New report calls for increased energy productivity to drive economic growth

Reading time: 4 minutes
27 January 2017

LONDON: A new report was launched this week by the Energy Transitions Commission and Vivid Economics, calling for increased energy productivity improvements across key sectors in order to spur economic growth.

The report, Economic growth in a low carbon world: How to reconcile growth and climate through energy productivity, which makes the case for energy productivity improvements to drive demand-side energy transition.

According to the report, energy productivity improvements of 2.5% - 3% per year are necessary in order for economic growth to continue.  

Crucially, the report highlights that reduced energy demand does not mean reduced economic growth, with low carbon scenarios achieving annual GDP growth comparable to high carbon scenarios.

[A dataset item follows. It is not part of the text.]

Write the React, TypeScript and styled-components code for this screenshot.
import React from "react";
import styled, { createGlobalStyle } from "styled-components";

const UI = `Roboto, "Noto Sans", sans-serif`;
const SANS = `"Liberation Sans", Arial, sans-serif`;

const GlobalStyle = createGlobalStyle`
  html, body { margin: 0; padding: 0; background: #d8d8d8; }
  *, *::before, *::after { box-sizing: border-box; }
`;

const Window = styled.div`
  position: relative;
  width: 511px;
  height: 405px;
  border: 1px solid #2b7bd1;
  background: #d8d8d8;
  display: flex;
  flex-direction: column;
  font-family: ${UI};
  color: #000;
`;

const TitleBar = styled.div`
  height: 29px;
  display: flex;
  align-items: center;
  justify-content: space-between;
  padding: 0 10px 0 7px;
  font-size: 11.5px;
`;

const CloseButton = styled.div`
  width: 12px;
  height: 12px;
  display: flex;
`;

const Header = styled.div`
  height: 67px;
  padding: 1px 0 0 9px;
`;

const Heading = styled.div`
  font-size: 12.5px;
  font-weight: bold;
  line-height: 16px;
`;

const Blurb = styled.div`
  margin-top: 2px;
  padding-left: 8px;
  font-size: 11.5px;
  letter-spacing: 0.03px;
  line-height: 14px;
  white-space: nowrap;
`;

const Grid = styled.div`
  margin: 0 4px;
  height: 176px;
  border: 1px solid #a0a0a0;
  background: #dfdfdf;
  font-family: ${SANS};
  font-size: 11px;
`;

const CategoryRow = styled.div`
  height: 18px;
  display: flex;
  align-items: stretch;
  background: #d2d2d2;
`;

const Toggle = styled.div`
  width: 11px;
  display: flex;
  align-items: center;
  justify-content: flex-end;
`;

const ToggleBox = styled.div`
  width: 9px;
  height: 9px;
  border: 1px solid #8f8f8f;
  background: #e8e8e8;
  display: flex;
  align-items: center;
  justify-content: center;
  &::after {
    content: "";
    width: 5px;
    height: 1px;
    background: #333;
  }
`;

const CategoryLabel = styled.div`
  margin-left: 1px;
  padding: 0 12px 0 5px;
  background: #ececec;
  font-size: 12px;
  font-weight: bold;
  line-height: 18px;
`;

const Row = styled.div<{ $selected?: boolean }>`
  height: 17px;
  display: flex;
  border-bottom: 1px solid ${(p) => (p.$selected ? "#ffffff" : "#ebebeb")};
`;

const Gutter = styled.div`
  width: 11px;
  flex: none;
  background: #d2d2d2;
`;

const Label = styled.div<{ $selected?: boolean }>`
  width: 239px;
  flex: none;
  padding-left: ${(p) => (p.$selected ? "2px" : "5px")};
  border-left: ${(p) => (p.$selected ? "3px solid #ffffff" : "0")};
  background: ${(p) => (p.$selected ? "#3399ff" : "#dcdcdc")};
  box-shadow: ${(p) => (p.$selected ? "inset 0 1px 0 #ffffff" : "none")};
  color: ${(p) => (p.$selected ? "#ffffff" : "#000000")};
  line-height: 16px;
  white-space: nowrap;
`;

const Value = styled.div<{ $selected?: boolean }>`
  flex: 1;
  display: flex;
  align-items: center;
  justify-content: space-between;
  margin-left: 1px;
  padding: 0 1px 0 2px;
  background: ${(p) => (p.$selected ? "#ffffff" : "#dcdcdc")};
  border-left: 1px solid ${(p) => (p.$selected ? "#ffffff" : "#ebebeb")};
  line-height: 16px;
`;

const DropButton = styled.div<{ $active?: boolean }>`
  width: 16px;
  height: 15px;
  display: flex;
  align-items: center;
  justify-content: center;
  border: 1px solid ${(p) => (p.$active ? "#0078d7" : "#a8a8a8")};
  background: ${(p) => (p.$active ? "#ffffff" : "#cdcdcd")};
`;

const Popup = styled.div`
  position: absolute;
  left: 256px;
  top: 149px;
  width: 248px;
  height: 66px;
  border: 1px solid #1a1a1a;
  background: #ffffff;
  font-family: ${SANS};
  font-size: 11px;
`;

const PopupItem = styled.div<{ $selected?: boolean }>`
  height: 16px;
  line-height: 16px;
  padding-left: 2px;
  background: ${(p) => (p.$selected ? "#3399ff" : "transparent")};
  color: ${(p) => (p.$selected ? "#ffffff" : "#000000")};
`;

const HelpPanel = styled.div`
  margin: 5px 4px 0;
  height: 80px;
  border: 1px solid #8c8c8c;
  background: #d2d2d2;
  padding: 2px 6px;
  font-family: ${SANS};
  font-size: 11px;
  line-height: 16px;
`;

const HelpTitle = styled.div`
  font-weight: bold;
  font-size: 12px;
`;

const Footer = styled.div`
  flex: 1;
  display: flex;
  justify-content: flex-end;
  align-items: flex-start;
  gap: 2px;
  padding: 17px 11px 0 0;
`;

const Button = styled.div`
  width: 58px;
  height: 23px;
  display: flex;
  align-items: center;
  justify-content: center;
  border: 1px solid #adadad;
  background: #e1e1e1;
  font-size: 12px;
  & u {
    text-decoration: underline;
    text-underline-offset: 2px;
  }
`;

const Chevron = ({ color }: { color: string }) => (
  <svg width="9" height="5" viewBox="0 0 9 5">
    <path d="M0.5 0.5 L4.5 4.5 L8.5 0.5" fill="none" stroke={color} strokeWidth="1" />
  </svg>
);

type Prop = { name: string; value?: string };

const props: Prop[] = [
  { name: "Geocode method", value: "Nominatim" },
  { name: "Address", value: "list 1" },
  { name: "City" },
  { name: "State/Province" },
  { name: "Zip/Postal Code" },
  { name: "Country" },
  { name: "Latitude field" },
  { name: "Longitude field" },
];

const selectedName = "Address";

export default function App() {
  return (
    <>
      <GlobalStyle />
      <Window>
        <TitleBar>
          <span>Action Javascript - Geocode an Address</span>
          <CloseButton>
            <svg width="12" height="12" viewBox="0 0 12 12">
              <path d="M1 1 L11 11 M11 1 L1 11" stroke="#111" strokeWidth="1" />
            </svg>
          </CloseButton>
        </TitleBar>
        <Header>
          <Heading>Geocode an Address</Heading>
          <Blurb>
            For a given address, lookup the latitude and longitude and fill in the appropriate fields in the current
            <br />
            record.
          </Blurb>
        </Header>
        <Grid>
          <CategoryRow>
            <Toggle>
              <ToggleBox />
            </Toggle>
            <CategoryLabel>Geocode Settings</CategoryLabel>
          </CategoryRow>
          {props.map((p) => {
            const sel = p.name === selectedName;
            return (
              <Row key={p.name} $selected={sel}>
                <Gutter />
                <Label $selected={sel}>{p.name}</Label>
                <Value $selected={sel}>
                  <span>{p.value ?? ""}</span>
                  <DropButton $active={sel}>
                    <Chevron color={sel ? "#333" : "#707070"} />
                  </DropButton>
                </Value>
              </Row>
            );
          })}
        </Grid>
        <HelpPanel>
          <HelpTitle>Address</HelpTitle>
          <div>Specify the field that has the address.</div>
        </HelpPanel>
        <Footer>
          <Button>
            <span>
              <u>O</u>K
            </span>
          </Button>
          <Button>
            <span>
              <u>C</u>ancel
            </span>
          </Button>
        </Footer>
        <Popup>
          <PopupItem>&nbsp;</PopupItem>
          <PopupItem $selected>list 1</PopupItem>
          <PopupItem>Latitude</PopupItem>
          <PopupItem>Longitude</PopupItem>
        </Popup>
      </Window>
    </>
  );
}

The pathway to emissions reduction

Whilst decarbonization of global energy supply has been the main pathway to emissions reductions, the report identifies that improvements in energy productivity account for as much as 45% of gross carbon emissions reductions in low carbon scenarios.

To realize the necessary reductions in energy demand, the report recommends that energy productivity ambition needs to be ‘stretched’, with the most ambitious scenarios achieving 50-100% more demand reduction than less aggressive scenarios.

In this ‘stretch’ scenario, global energy demand in 2050 is 60% lower than the average reference case, with reductions across the transport, industry and buildings/other sectors being roughly equal.

Structural and behavioral changes

The newly published report highlights energy efficiency as the main driver of reductions in energy demand, but it notes that structural and behavioral changes can add to this by generating greater economic output from a given level of service.

There are significant opportunities to reduce energy demand across these sectors, which can be achieved through appropriate energy productivity improvements as outlined below:

  • Transport: By 2050, energy demand falls by 70% in the stretch scenario compared to the reference case for the same year with two-thirds of this reduction coming from non-Organisation for Economic Co-operation and Development (OECD) countries and primarily through switching modes of transport and improving efficiency, largely through electrification of passenger vehicles.
  • Industry: By 2050 demand is two times lower than the reference case, with 36% of reductions coming from China as industry shifts to newly industrializing countries. Improved processes and retirement of less efficient capacity would result in a 50% reduction in energy demand from the industrial sector. Newly industrialized countries and those still yet to develop will need to adopt best practices from day one.
  • Buildings: In the stretch scenario, demand is three times lower by 2050 compared to the reference case, with 34% of reductions coming from OECD countries and resulting from significant decreases in energy use per unit of space and level of comfort. Improving new building codes and rapid refurbishments will contribute large reductions.

One of the key takeaways from the reports is the importance of early action - in order to limit warming to well below the threshold 2 degrees Celsius as mapped out in the Paris Agreement, there needs to be an imminent and significant reduction in energy demand growth.

The report suggests that larger reductions in demand later on are simply not sufficient to divert scenarios to a below 2 degrees pathway. It also states that energy productivity will be a primary driver in reducing energy demand and will augment decarbonization efforts to enable sustained economic growth.

Furthermore, the corporate sector has a vital role in driving energy productivity improvements globally across key sectors. Launched in 2016, the EP100 campaign, led by The Climate Group in partnership with the Global Alliance for Energy Productivity, showcases leadings companies who commit to doubling their energy productivity within 25 years of a chosen baseline year.